Assumptions matter: A perspective from the northern wall

  • Published
  • By Maj. Adam Morgan
  • 821st Security Forces Squadron Commander
Thirty-fourth president and first Supreme Allied Commander Europe Dwight D. Eisenhower is known to have said “Plans are nothing; but planning is everything.”

Most can agree that plans are often overcome by events, or OBE, by the time it comes to execution. Human interactions, technological improvements, and alterations in the physical and cyber terrain are usually too dynamic to be rigidly confined to paper. “No plan survives first contact with the enemy” and all that.

But the second half of Ike’s statement is just as compelling; by acknowledging that plans quickly become OBE, we should not just ‘wing it.’ Instead, we build and invest in processes which continuously evaluate planning elements and assumptions, rather than entrusting our fate to heroics.

Through the routine and careful revisiting, and even testing of existing assumptions, we usually discover more about our own weaknesses and strengths as well as those of our potential adversaries. To brutalize Sun Tzu, “If you know yourself and your enemy, you will never know defeat.” Information, whether it be from the Intelligence Community, open source reporting, accurate SITREPS, and systematic reviews of programs is paramount to feeding this analysis.

Take the concept of the ‘permissive environment,’ which is a prevalent assumption in most CONUS-based planning. This assumption essentially means we can do what we want when we want because our opponents are either incapable or unwilling. Air, space, and cyberspace superiority, secure basing, and other unhindered operations are features of the permissive, or unchallenged, environment.

In light of resurgent international competition in Europe and the Pacific, in all domains, do all our activities truly operate in an unchallenged environment? How many current operations and future plans are built on the permissive environment assumption? How many waivers or deviations from established but under-resourced requirements rely on the overriding belief that it cannot happen ‘here?’ How quickly assumptions can change: Hannibal’s elephants over the Alps, Pearl Harbor, the Tet Offensive, and 9/11 are all examples which demonstrate how quickly the operational environment alters. Is our readiness-resources, manpower, training-postured or at least building toward the threats to come?

This gray area is where young CGOs and the junior NCOs can thrive. They are the plans OICs, the training NCOs, and the readiness monitors. They are the closest to the ‘problem;’ that is the person best positioned to identify the gap and build to a solution.

In light of our dynamic environment, all program managers, enlisted and officer, owe it to their commander not to gloss over shortfalls. Training staffs must frequently apprise their commanders on what is not getting done due to resource or qualification constraints. And the useful staff officer will advise her commander not just on what is broken, but plan out how to correct the gap, that is, how to get to yes. Commanders all have a ‘1 to N’ list of priorities; there is no shame in developing ‘N,’ you at least have made the list. And even if it is a dormant priority, your commander is now equipped for when opportunity has met your preparation.

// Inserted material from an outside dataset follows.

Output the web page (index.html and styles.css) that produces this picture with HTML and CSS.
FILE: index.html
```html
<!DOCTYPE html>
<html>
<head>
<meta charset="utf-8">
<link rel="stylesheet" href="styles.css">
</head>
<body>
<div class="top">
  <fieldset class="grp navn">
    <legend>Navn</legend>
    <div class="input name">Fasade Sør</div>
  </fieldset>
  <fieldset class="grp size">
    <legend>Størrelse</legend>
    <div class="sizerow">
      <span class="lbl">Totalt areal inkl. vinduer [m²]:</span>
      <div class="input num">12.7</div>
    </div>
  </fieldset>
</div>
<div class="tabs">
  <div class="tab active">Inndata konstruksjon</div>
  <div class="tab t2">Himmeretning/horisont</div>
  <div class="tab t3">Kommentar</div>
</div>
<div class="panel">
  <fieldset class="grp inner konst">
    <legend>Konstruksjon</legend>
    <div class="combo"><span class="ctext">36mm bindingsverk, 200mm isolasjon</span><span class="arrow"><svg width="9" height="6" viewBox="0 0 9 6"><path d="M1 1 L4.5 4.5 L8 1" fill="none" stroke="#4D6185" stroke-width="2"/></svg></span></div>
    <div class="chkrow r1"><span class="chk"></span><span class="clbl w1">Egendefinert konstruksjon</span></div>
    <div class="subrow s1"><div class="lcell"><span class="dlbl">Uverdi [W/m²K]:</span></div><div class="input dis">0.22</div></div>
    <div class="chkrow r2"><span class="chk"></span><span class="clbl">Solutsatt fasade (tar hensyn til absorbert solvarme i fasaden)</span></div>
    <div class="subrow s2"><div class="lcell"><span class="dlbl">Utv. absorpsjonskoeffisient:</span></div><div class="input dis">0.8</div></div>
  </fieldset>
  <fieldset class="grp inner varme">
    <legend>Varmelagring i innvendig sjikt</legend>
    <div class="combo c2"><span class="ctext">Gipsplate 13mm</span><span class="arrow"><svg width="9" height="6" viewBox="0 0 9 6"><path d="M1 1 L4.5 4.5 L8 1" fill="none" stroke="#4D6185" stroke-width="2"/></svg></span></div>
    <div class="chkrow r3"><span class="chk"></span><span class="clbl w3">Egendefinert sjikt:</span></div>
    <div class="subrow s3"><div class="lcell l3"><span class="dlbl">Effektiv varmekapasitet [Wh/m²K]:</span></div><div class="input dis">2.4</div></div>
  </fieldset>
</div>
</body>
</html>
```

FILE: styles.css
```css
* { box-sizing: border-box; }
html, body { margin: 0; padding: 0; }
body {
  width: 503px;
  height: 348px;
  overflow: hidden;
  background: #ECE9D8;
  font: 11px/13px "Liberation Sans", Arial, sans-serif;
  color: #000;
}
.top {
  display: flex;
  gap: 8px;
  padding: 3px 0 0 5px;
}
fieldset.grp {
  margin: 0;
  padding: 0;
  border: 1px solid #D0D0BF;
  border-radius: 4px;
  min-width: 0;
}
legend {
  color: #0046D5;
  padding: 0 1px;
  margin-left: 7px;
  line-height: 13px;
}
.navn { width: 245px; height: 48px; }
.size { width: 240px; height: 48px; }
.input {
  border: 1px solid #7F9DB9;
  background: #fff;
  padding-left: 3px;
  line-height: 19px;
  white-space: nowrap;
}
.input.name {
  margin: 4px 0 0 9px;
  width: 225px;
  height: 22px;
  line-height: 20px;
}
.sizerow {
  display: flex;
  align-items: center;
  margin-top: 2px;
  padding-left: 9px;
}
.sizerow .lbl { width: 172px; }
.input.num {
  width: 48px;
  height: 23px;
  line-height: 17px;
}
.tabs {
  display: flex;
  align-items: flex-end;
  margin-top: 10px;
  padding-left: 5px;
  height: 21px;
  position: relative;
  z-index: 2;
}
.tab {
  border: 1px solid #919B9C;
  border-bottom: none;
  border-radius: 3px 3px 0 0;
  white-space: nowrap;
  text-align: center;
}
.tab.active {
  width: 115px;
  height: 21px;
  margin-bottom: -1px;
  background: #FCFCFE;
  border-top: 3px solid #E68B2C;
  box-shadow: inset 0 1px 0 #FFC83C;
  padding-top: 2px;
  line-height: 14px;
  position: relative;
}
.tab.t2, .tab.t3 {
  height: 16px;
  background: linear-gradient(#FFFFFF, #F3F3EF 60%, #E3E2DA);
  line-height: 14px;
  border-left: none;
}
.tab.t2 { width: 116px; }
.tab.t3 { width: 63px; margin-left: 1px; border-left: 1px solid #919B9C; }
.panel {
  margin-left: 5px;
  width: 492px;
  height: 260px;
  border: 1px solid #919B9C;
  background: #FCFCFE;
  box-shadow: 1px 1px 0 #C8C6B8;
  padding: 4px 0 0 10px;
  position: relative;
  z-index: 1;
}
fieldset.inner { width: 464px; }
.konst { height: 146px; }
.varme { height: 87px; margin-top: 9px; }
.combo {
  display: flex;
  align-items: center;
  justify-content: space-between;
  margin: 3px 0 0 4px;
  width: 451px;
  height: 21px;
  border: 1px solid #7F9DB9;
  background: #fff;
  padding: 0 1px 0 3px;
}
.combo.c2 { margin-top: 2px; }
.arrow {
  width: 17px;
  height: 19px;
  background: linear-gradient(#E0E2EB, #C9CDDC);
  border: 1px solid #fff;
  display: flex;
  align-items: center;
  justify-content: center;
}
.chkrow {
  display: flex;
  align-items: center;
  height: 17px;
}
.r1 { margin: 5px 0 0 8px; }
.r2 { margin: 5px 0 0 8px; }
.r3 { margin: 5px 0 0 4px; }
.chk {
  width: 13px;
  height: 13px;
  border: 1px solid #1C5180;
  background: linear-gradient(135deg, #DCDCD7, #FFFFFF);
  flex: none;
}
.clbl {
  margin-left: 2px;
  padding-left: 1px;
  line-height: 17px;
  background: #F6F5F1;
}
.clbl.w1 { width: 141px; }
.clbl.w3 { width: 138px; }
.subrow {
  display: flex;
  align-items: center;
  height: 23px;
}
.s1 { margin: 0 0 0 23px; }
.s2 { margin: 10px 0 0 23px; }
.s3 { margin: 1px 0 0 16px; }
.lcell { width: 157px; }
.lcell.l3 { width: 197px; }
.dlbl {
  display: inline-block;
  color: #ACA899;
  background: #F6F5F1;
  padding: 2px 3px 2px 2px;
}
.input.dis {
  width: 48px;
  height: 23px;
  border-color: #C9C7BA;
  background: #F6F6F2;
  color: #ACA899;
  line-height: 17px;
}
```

But how do young staff officers and NCOs identify gaps? Well, they must revisit the assumptions.

Take for instance a support agreement, where another organization has agreed to provide capability that you need, a capability that your organization cannot generate organically. Have you contacted them lately? Do you even know their phone number? If they are military, do they also deploy that capability-implying that capability may not be there when you need it?

Assuming positive feedback, have you exercised the relationship? Here is where your inspection teams and wing planning offices can earn their pay. Because if you have not tested the agreement, you cannot know that it actually works. And if it works, without testing, it probably will not work well.

Concerning materiel-what capability or requirement have you been waiving which you might need in that contested environment? Does your organization have a plan or messaged an actionable unfunded requirement to fill this gap? Very few requirements and capabilities are the kind that your organization will NEVER need. Be careful in using the ‘permissive environment’ assumption to justify its liquidation, because the day that assumption is invalidated is the day you will need it.

It is OK to start a plan that will take some years to achieve; build continuity concurrently with your planning so it can be carried and even finished by those who follow you. Build for the long game to ensure we can overcome in the contested environment.